A dedicated Fleshtones record consumer myself, I’ve grown accustomed to reading about the guys only in the form of generic, hair-toussling capsule reviews (“road warriors … true rock ‘n’ roll spirit … retro revivalism … virtually impossible to capture on record … generally successful results…”), so I’m still rubbing my eyes in disbelief over the fact that I’ve just read a book that takes a prolonged look at the group, including those records I love so much. One of Bonomo’s more forceful points is that contrary to what you might think, the band has been using the recording process to openly tell their own story all along. The terrific More Than Skin Deep (1997), for example, is the Fleshtones’ own danceable John Lennon/Plastic Ono Band, merging honest, confessional lyrics with especially edgy, close-to-the-bone music. This knowledge, I promise, will make it sound even better than it already does.
Three other things make Sweat special: First, Bonomo is introducing the flesh-and-blood Fleshtones to a world that’s gotten used to shuffling them off into categories that border on “novelty”. And he’s not doing this in the sense that he’s revealing the “men behind the mask”. The group, after all, doesn’t play where it does, dress the way it does, and write songs about Bazooka Joe because of a perceived image they feel obligated to maintain. They do all that because it’s who they are. (“I’m more obsessed with Bazooka Joe now than I was as a child,” says a middle-aged Zaremba, writer of more than one tribute to the character.)
Their constant effort to present their true selves on record, notwithstanding their reputation as live wild men, is one of the group’s more propulsive struggles.

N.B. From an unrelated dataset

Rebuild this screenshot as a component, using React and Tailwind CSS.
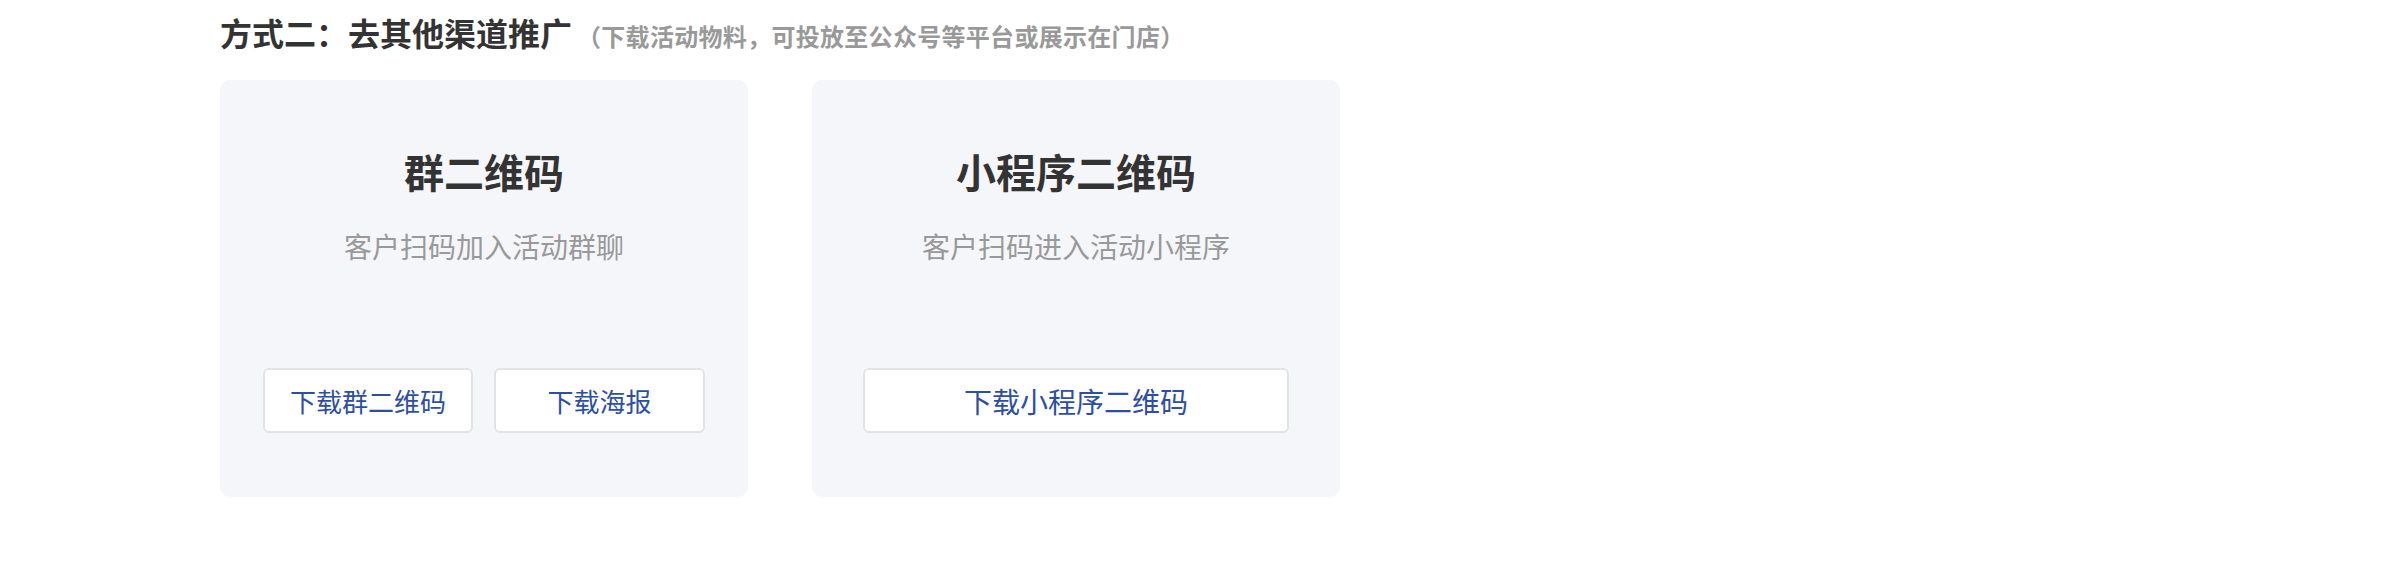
export default function App() {
  const font = { fontFamily: '"Noto Sans CJK SC", "Noto Sans", sans-serif' };
  return (
    <div className="w-full h-[562px] bg-white pl-[220px]" style={font}>
      <div className="pt-[12px] h-[80px] flex items-baseline whitespace-nowrap">
        <span className="text-[32px] leading-[40px] font-bold text-[#333333]">方式二：去其他渠道推广</span>
        <span className="ml-[5px] text-[24px] tracking-[0.3px] leading-[40px] font-bold text-[#999999]">（下载活动物料，可投放至公众号等平台或展示在门店）</span>
      </div>
      <div className="flex gap-[64px]">
        <div className="w-[528px] h-[417px] rounded-[10px] bg-[#f5f6fa] flex flex-col items-center">
          <div className="mt-[63px] text-[40px] leading-[56px] font-bold text-[#333333]">群二维码</div>
          <div className="mt-[27px] text-[28px] leading-[40px] text-[#999999]">客户扫码加入活动群聊</div>
          <div className="mt-[102px] flex gap-[21px]">
            <button className="w-[210px] h-[65px] bg-white border-2 border-[#e3e3e3] rounded-[6px] text-[26px] text-[#2d4ea5]">下载群二维码</button>
            <button className="w-[211px] h-[65px] bg-white border-2 border-[#e3e3e3] rounded-[6px] text-[26px] text-[#2d4ea5]">下载海报</button>
          </div>
        </div>
        <div className="w-[528px] h-[417px] rounded-[10px] bg-[#f5f6fa] flex flex-col items-center">
          <div className="mt-[63px] text-[40px] leading-[56px] font-bold text-[#333333]">小程序二维码</div>
          <div className="mt-[27px] text-[28px] leading-[40px] text-[#999999]">客户扫码进入活动小程序</div>
          <div className="mt-[102px] flex">
            <button className="w-[426px] h-[65px] bg-white border-2 border-[#e3e3e3] rounded-[6px] text-[28px] text-[#2d4ea5]">下载小程序二维码</button>
          </div>
        </div>
      </div>
    </div>
  );
}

It also marks them as honest, which is a rare quality in rock ‘n’ roll these days. (Thanks go to Bonomo, by the way, for articulating what it is about Weezer’s sarcastic “Buddy Holly” that’s always made me bristle.)
Second and equally praiseworthy about Sweat is Bonomo’s writing. An English professor at Northern Illinois University, he’s stepped forward to provide the band a virtual gilded stage with a velvet curtain. He translates his own zine-worthy enthusiasm into lyrical, vivid prose, and if you’re skeptical about how those qualities might work together in a rock ‘n’ roll book, you’re not alone.
Early on, when I read how Keith, Marek and Peter stepped outside of their practice space in North Queens, “blinked in the sunlight, and sniffed the air toward the west,” discovering that “what their senses tasted on the breeze was something enormously exciting,” I had my doubts and reservations. This was the floweriest narrative I could have possibly imagined ever reading about the rowdy, rocking Fleshtones. Later, though, by the time the “bardic” Walt Whitman is evoked for his ability to recognize that “what makes us complex and interesting as individuals are our contradictions”—another unlikely passage—I’d already become a committed passenger, grateful for both the interesting ride and the well-informed tour guide.
Contradictions, after all, are a key part of this book, and that leads to its third virtue, which is that Bonomo’s loving treatment of the group doesn’t preclude any of the elements of their story that might persuade one to judge them harshly. All the drugs are here, and so is the booze (which is saying a mouthful, my friends). So too are the bad business decisions, the attitudes, hard feelings, and the jingoistic politics that prompted one itinerant band member to bail. And there’s tragedy, particularly in the case of the late Gordon Spaeth, their demon-riddled sax player. But the bottom line in Sweat, thankfully, is that the flesh-and-blood Fleshtones are constantly able to make the best out of the worst situations, and their legions of devoted fans will always love them for that. I know I do.